[Interface markup and scripts]
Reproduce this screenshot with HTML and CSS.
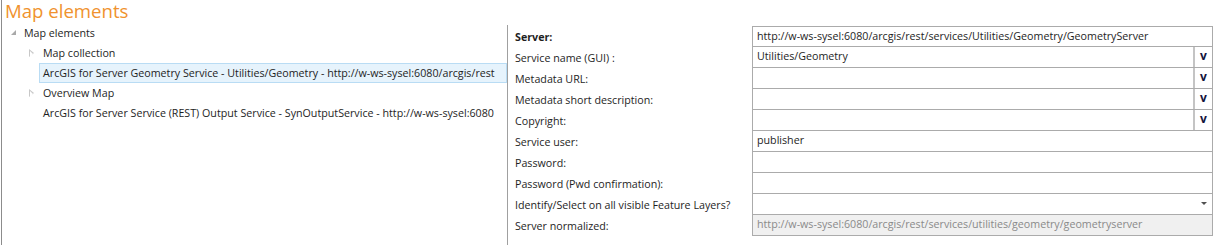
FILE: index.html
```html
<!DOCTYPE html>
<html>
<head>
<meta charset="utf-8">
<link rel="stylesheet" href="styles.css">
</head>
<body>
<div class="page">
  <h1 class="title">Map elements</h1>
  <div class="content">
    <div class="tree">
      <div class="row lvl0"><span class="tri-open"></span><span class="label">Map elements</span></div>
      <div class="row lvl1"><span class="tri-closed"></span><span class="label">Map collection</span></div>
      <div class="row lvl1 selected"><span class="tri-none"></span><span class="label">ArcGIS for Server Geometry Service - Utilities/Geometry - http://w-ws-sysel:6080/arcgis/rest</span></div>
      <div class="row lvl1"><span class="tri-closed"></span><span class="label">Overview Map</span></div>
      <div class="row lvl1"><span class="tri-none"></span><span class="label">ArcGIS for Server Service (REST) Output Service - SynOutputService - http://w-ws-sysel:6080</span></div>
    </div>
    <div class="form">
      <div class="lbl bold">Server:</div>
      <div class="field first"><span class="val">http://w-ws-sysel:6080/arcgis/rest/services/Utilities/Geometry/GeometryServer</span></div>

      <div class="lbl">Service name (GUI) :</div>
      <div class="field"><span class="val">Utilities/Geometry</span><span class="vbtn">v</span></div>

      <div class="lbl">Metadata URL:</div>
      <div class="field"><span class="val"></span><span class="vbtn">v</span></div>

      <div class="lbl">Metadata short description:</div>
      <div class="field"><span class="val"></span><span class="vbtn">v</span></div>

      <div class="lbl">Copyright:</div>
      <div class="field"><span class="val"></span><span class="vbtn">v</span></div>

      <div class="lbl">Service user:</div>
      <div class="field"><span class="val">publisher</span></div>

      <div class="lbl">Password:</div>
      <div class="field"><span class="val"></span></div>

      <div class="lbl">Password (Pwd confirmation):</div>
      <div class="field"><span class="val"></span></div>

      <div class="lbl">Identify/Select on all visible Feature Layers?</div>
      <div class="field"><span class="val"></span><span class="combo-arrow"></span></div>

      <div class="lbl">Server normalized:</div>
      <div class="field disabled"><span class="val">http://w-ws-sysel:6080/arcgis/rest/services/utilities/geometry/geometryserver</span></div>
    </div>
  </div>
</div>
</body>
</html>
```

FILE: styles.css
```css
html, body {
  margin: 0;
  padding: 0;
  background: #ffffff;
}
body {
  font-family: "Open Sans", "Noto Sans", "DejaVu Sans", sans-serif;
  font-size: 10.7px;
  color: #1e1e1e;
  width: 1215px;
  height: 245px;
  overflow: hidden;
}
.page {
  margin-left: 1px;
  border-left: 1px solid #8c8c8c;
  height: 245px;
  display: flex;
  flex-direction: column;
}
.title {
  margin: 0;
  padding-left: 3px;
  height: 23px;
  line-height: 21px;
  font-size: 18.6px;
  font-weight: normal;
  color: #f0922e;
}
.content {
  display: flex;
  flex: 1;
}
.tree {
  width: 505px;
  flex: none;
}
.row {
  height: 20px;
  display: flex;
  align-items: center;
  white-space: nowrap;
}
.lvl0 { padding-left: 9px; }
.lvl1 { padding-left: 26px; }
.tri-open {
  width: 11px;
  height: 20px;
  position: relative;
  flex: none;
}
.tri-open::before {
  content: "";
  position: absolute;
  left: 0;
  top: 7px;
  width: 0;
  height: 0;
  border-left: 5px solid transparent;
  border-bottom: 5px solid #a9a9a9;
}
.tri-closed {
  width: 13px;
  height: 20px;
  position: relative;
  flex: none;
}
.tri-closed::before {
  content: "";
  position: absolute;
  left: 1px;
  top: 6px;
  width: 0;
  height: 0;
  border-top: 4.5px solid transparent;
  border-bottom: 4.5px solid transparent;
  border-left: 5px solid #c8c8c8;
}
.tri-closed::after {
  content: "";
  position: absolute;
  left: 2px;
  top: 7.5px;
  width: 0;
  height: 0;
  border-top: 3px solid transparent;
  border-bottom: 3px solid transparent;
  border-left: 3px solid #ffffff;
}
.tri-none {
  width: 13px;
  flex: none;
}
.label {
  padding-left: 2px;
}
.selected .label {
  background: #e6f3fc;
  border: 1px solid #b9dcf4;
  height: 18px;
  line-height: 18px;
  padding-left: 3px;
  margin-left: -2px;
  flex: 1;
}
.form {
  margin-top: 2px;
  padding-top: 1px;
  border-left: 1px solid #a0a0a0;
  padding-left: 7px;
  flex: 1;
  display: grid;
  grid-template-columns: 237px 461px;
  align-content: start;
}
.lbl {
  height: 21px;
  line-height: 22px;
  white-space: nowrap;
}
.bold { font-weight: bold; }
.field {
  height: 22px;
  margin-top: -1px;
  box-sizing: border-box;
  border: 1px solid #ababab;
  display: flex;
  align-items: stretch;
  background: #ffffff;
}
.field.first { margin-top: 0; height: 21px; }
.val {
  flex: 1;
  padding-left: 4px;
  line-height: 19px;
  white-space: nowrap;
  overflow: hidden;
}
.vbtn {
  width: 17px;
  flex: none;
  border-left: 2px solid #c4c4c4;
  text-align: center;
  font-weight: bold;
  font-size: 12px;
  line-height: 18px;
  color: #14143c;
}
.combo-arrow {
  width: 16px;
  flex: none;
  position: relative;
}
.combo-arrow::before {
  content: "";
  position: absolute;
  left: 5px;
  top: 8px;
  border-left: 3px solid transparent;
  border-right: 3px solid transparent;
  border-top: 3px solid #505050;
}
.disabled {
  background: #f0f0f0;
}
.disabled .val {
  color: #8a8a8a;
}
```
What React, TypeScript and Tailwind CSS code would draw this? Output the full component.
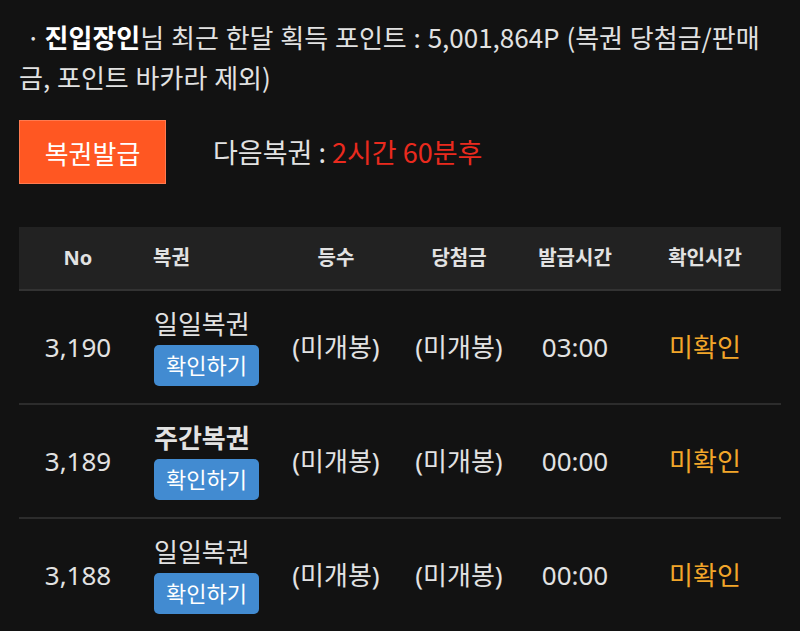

*OBJECTIVE*.
Without the pictures, return the entries exactly as they appear.

*COMPLETE OUTPUT*.
Reproduce this screenshot with HTML and CSS.
FILE: index.html
```html
<!DOCTYPE html>
<html>
<head>
<meta charset="utf-8">
<link rel="stylesheet" href="styles.css">
</head>
<body>
<div class="page">
  <h1 class="title">Map elements</h1>
  <div class="content">
    <div class="tree">
      <div class="row lvl0"><span class="tri-open"></span><span class="label">Map elements</span></div>
      <div class="row lvl1"><span class="tri-closed"></span><span class="label">Map collection</span></div>
      <div class="row lvl1 selected"><span class="tri-none"></span><span class="label">ArcGIS for Server Geometry Service - Utilities/Geometry - http://w-ws-sysel:6080/arcgis/rest</span></div>
      <div class="row lvl1"><span class="tri-closed"></span><span class="label">Overview Map</span></div>
      <div class="row lvl1"><span class="tri-none"></span><span class="label">ArcGIS for Server Service (REST) Output Service - SynOutputService - http://w-ws-sysel:6080</span></div>
    </div>
    <div class="form">
      <div class="lbl bold">Server:</div>
      <div class="field first"><span class="val">http://w-ws-sysel:6080/arcgis/rest/services/Utilities/Geometry/GeometryServer</span></div>

      <div class="lbl">Service name (GUI) :</div>
      <div class="field"><span class="val">Utilities/Geometry</span><span class="vbtn">v</span></div>

      <div class="lbl">Metadata URL:</div>
      <div class="field"><span class="val"></span><span class="vbtn">v</span></div>

      <div class="lbl">Metadata short description:</div>
      <div class="field"><span class="val"></span><span class="vbtn">v</span></div>

      <div class="lbl">Copyright:</div>
      <div class="field"><span class="val"></span><span class="vbtn">v</span></div>

      <div class="lbl">Service user:</div>
      <div class="field"><span class="val">publisher</span></div>

      <div class="lbl">Password:</div>
      <div class="field"><span class="val"></span></div>

      <div class="lbl">Password (Pwd confirmation):</div>
      <div class="field"><span class="val"></span></div>

      <div class="lbl">Identify/Select on all visible Feature Layers?</div>
      <div class="field"><span class="val"></span><span class="combo-arrow"></span></div>

      <div class="lbl">Server normalized:</div>
      <div class="field disabled"><span class="val">http://w-ws-sysel:6080/arcgis/rest/services/utilities/geometry/geometryserver</span></div>
    </div>
  </div>
</div>
</body>
</html>
```

FILE: styles.css
```css
html, body {
  margin: 0;
  padding: 0;
  background: #ffffff;
}
body {
  font-family: "Open Sans", "Noto Sans", "DejaVu Sans", sans-serif;
  font-size: 10.7px;
  color: #1e1e1e;
  width: 1215px;
  height: 245px;
  overflow: hidden;
}
.page {
  margin-left: 1px;
  border-left: 1px solid #8c8c8c;
  height: 245px;
  display: flex;
  flex-direction: column;
}
.title {
  margin: 0;
  padding-left: 3px;
  height: 23px;
  line-height: 21px;
  font-size: 18.6px;
  font-weight: normal;
  color: #f0922e;
}
.content {
  display: flex;
  flex: 1;
}
.tree {
  width: 505px;
  flex: none;
}
.row {
  height: 20px;
  display: flex;
  align-items: center;
  white-space: nowrap;
}
.lvl0 { padding-left: 9px; }
.lvl1 { padding-left: 26px; }
.tri-open {
  width: 11px;
  height: 20px;
  position: relative;
  flex: none;
}
.tri-open::before {
  content: "";
  position: absolute;
  left: 0;
  top: 7px;
  width: 0;
  height: 0;
  border-left: 5px solid transparent;
  border-bottom: 5px solid #a9a9a9;
}
.tri-closed {
  width: 13px;
  height: 20px;
  position: relative;
  flex: none;
}
.tri-closed::before {
  content: "";
  position: absolute;
  left: 1px;
  top: 6px;
  width: 0;
  height: 0;
  border-top: 4.5px solid transparent;
  border-bottom: 4.5px solid transparent;
  border-left: 5px solid #c8c8c8;
}
.tri-closed::after {
  content: "";
  position: absolute;
  left: 2px;
  top: 7.5px;
  width: 0;
  height: 0;
  border-top: 3px solid transparent;
  border-bottom: 3px solid transparent;
  border-left: 3px solid #ffffff;
}
.tri-none {
  width: 13px;
  flex: none;
}
.label {
  padding-left: 2px;
}
.selected .label {
  background: #e6f3fc;
  border: 1px solid #b9dcf4;
  height: 18px;
  line-height: 18px;
  padding-left: 3px;
  margin-left: -2px;
  flex: 1;
}
.form {
  margin-top: 2px;
  padding-top: 1px;
  border-left: 1px solid #a0a0a0;
  padding-left: 7px;
  flex: 1;
  display: grid;
  grid-template-columns: 237px 461px;
  align-content: start;
}
.lbl {
  height: 21px;
  line-height: 22px;
  white-space: nowrap;
}
.bold { font-weight: bold; }
.field {
  height: 22px;
  margin-top: -1px;
  box-sizing: border-box;
  border: 1px solid #ababab;
  display: flex;
  align-items: stretch;
  background: #ffffff;
}
.field.first { margin-top: 0; height: 21px; }
.val {
  flex: 1;
  padding-left: 4px;
  line-height: 19px;
  white-space: nowrap;
  overflow: hidden;
}
.vbtn {
  width: 17px;
  flex: none;
  border-left: 2px solid #c4c4c4;
  text-align: center;
  font-weight: bold;
  font-size: 12px;
  line-height: 18px;
  color: #14143c;
}
.combo-arrow {
  width: 16px;
  flex: none;
  position: relative;
}
.combo-arrow::before {
  content: "";
  position: absolute;
  left: 5px;
  top: 8px;
  border-left: 3px solid transparent;
  border-right: 3px solid transparent;
  border-top: 3px solid #505050;
}
.disabled {
  background: #f0f0f0;
}
.disabled .val {
  color: #8a8a8a;
}
```
What React, TypeScript and Tailwind CSS code would draw this? Output the full component.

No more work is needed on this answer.